Not only are you restricted when visually representing your brand, it’s also quite difficult to get your brand name out there. Many shoppers don’t realise that when they place an order with an online marketplace, they’re actually buying from individual sellers and not the marketplace itself. The inability to distinguish between the two makes it twice as hard for you to establish your shop as a brand in it’s own right – you’re an extension of their brand.
You’re up against fierce competition
Differentiating your brand is even more tricky when you’re up against such fierce competition. Online marketplaces make it really easy for you to make comparisons of the same products, or similar products, that are offered by competing sellers. So easy, in fact, that their products appear on the same pages as yours, even on your own product listings, e.g. ‘people who viewed this item also viewed’. Whereas, when you have your own ecommerce site, everything on there is yours and you have full control over the content.
You’re not only competing with other sellers. Amazon actually sell their own branded products based on their knowledge of what’s popular and trending. They have the ability to look at their own data to see what people are searching for from Google and on their own platform. They know exactly what’s selling well, and have the resources to create their own products to dominate the marketplace.
Online marketplaces such as eBay and Amazon are renowned for their low-prices and unbeatable bargains. Because of this, customers will shop around to find the best deal they possibly can – and it doesn’t matter who they buy it from. If you’re constantly battling with cheaper competitors, or finding ways to lower your prices, you’re going to struggle to making a significant income from online marketplaces.
Pros and cons of online marketplaces
- Easy to use
- They already have an online presence
- The site receives high volumes of traffic
- They’re a great additional source of income
- Some marketplaces offer a more targeted audience
- They have huge marketing budgets
- Online marketplaces have seller protection programmes in place
- The marketplace handles the transaction
- Marketplace fees (a % of each sale)
- They have full control
- You can’t customise your shop or build a brand
- They can make changes to their policies
- It’s hard to gain customer loyalty
- Competition is high
- Customers expect lower price points
- Your domain is an extension of the marketplace (e.g. amazon.co.uk/thebikeshed)
- You can’t communicate post-sale
Why you should build your own brand
Good branding speaks volumes about your business. Branding helps you to stand out against your competitors, giving you a unique edge and allowing your customers to develop a more personal relationship with your business. Think of some of the bigger brands out there. Starbucks is one of the largest, most recognisable coffee chains in the world – and a lot of is it down to their clever branding.
When you purchase a coffee from Starbucks, you’re not just buying a hot tasty beverage, you’re buying into the little bit of luxury that the iconic branding represents. You can’t deny the emotional enjoyment you feel as you walk around with the recognisable white and green cup in your hand. Put the same coffee into a plain brown cup, and it wouldn’t evoke the same feelings.

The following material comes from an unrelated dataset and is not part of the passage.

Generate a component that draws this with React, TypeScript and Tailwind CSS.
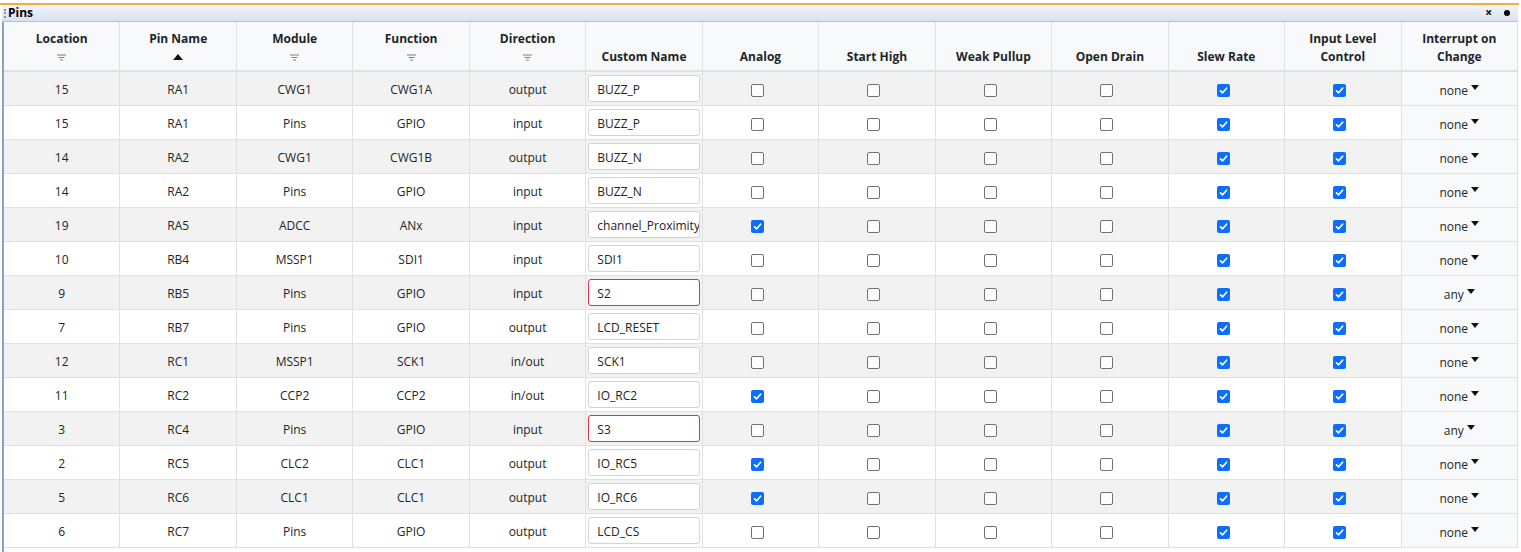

Customers don’t get the same emotional attachments to products as they do to brands. Therefore, you need to build a meaningful and memorable brand that gives them a reason to shop with you, starting with your own ecommerce site.

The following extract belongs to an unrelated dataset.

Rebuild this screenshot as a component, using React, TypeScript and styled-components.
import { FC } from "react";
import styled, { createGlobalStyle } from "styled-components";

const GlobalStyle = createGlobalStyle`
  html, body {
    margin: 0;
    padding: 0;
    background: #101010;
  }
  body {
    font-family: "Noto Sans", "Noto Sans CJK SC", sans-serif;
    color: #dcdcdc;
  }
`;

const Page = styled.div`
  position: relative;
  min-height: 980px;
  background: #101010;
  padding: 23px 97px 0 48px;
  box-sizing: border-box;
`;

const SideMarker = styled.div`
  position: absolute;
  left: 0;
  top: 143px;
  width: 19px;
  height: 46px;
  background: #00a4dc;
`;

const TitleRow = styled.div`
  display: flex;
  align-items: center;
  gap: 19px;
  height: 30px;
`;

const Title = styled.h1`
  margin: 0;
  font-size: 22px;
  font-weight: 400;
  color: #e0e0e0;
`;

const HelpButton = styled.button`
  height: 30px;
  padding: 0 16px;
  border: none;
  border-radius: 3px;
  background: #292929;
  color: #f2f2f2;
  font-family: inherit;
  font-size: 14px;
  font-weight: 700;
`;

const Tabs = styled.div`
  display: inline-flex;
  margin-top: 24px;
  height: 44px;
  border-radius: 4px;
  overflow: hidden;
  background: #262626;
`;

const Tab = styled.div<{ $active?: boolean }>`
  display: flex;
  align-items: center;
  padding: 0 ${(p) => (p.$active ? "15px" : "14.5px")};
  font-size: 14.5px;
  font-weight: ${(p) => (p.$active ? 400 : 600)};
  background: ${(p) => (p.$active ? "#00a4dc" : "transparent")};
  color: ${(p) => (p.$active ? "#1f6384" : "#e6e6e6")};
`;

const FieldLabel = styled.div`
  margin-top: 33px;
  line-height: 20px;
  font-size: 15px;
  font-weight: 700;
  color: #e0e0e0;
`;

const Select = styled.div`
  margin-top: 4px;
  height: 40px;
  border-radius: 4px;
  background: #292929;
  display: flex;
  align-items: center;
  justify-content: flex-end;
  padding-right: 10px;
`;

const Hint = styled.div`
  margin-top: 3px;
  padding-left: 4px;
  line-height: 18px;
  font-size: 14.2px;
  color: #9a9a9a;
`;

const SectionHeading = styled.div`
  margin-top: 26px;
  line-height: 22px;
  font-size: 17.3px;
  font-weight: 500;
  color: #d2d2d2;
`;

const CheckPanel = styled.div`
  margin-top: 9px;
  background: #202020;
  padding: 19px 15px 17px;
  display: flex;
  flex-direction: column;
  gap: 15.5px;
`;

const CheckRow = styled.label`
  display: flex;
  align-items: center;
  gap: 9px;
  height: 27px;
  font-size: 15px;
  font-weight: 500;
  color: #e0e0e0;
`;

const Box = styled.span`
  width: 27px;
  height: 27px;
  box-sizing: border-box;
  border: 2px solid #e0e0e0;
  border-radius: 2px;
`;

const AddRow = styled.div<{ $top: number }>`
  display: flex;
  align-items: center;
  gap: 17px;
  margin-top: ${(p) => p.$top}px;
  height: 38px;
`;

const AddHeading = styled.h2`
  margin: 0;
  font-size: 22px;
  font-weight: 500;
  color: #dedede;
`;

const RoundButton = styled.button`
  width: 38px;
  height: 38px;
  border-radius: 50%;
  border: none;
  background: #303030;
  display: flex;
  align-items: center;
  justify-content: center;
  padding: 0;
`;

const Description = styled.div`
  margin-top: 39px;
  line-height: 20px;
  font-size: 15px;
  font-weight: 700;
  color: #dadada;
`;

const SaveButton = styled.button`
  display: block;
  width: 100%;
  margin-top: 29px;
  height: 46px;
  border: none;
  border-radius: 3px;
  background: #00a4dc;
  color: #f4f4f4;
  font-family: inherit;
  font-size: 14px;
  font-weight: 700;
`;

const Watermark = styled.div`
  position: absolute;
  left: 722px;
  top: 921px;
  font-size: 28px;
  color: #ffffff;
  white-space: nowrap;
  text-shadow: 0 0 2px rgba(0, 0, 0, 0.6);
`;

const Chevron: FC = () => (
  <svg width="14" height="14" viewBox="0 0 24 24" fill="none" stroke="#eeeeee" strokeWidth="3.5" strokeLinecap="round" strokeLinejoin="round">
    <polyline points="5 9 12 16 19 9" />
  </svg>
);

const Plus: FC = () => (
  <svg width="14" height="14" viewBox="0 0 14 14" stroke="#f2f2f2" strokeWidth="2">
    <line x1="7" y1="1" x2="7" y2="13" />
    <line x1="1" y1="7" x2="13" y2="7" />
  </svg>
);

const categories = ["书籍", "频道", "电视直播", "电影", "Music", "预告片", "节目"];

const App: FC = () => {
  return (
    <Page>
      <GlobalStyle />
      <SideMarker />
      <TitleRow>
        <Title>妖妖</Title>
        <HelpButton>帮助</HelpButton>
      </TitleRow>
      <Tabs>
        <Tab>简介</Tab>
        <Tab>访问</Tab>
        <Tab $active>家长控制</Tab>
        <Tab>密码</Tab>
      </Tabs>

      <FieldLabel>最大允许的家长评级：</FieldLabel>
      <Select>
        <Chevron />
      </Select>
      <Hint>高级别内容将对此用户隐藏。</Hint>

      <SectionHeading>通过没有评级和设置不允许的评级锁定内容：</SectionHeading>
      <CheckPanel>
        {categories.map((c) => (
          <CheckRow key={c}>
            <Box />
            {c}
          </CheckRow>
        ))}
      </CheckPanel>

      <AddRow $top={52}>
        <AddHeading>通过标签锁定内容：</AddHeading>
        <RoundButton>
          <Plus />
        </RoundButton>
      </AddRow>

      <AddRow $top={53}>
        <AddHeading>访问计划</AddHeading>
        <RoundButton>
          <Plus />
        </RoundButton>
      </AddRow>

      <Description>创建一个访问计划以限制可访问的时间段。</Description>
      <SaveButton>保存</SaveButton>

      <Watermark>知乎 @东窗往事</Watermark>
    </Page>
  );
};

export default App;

Selling on your own ecommerce site
Without rules and restrictions holding you back, creating your own ecommerce site gives you the flexibility that you need to build your own brand. You have full control over the design of your site, from the choice of layout to your logo, colours, fonts and promotional banners. If you decide to go down the route of using an ecommerce provider, setting up your online shop is simple and straightforward, due to the large selection of pre-made theme templates that you can customise and make your own.

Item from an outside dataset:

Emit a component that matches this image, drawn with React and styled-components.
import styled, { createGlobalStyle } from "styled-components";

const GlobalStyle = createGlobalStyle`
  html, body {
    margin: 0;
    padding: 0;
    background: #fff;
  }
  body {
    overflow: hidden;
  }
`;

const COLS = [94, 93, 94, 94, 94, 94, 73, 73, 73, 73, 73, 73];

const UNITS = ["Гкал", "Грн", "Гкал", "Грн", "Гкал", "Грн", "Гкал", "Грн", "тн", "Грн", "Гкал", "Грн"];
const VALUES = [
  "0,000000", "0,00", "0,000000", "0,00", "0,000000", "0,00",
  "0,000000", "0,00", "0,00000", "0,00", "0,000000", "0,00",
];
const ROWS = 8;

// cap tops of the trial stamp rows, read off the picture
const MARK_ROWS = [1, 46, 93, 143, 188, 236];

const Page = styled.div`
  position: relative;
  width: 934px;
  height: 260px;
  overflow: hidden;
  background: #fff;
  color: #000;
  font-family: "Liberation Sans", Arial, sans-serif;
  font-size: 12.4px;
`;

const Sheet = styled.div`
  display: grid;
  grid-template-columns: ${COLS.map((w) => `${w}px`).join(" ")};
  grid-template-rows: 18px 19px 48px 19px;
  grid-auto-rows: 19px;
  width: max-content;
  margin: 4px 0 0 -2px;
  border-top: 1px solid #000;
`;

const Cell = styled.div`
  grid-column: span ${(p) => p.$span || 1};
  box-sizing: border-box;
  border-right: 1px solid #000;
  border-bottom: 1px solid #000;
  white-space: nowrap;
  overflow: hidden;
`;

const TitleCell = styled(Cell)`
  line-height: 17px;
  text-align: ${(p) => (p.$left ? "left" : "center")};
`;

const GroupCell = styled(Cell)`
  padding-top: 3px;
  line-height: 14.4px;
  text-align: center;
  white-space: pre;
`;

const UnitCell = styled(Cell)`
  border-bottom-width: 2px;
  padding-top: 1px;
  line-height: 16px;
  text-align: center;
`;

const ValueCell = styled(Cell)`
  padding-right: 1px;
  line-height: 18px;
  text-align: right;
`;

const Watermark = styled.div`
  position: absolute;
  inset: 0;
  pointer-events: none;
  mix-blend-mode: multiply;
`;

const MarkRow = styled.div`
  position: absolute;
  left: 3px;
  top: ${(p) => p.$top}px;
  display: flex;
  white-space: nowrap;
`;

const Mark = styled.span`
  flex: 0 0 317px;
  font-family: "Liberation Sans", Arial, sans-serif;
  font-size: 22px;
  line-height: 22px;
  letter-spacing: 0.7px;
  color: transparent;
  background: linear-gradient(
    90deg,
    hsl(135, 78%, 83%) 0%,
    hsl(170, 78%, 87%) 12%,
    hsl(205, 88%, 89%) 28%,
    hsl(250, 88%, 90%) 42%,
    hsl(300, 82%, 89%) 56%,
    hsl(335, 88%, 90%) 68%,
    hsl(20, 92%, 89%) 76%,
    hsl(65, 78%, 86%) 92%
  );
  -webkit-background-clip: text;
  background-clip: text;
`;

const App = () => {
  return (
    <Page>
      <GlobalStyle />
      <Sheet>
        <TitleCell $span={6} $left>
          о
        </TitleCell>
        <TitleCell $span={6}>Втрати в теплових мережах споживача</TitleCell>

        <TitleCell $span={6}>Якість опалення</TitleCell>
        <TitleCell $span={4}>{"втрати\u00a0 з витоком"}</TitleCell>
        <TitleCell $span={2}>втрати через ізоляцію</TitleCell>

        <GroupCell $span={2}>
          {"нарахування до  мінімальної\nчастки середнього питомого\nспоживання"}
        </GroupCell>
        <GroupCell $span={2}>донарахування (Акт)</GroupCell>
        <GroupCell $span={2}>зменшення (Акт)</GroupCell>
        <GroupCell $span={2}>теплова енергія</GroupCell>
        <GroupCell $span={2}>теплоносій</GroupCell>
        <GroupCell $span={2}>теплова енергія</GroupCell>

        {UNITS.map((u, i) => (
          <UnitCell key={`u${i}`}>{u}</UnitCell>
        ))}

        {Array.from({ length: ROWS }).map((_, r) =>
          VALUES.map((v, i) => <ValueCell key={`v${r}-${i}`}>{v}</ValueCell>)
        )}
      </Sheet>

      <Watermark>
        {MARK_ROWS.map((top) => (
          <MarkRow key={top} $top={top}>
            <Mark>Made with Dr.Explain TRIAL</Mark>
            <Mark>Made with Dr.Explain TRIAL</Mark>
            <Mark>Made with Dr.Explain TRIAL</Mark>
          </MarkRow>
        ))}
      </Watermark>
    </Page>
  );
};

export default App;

Creating your own ecommerce site also means you can decide on the site structure and navigation, and you can present the products exactly how you want. Your homepage won’t be cluttered with products from your competitors, instead, it will be comprised of the special offers and products that YOU want to feature.
With the ability to edit pretty much anything on your own website, you can really start to express your personality. You can personalise your ‘About Us’ page, creating emotional connections with your customers by telling your brand’s story. If your customers develop a relationship with your brand, they’re far more likely to return as loyal customers.
Loyalty schemes, discounts, coupon codes and special offers are all methods of retaining loyal customers, and they’re easy to implement when you have your own ecommerce site. It’s much harder to drive repeat customers to your online marketplace shop when you don’t even have access to their information.
Pros and cons
- You have full control over your site
- You can build your brand however you want
- You have the option to upsell products
- There are no listing fees
- You can retain customer information to re-market to them in the future (as long as you are GDPR compliant)
- You have your own domain name so that customers can easily find you
- There are fixed costs involved (either initial set up or a monthly fee)
- It takes time and effort to get set up
- You need to invest time or money into marketing to direct traffic to your site
- If something goes wrong, it’s up to you to cover the legalities
Utilise multiple income streams
Once again, we’re not saying don’t use online marketplaces. We recommend that you take full advantage of them and utilise various platforms to reach a larger audience.
TIP: Encourage your customers to make the transition from your eBay / Amazon / Etsy shop to your online shop by:
- Including both your marketplace link and your online shop link on your social media profiles
- Offering an incentive to your customers to place an order at your online shop such as, discounts, coupon codes, loyalty points, free gifts or free delivery.
This will gradually move your customers away from other platforms to your online shop so that they can see you as a solo brand.
Marketplaces are ideal if you’re just getting started selling online, if you want an additional income stream, or if you just sell a few random bits and pieces in your spare time. However, we advise against putting all of your eggs in one basket, and relying solely on one platform to build your business on, particularly as you have no control over it.
Online marketplaces are constantly making changes to their policies and their offering, so it’s possible they can make changes at any point that could have a huge impact on your business. You don’t want to be left without a back-up plan or a safety net, so invest in your own ecommerce site that belongs to you, that you have the freedom to take control of.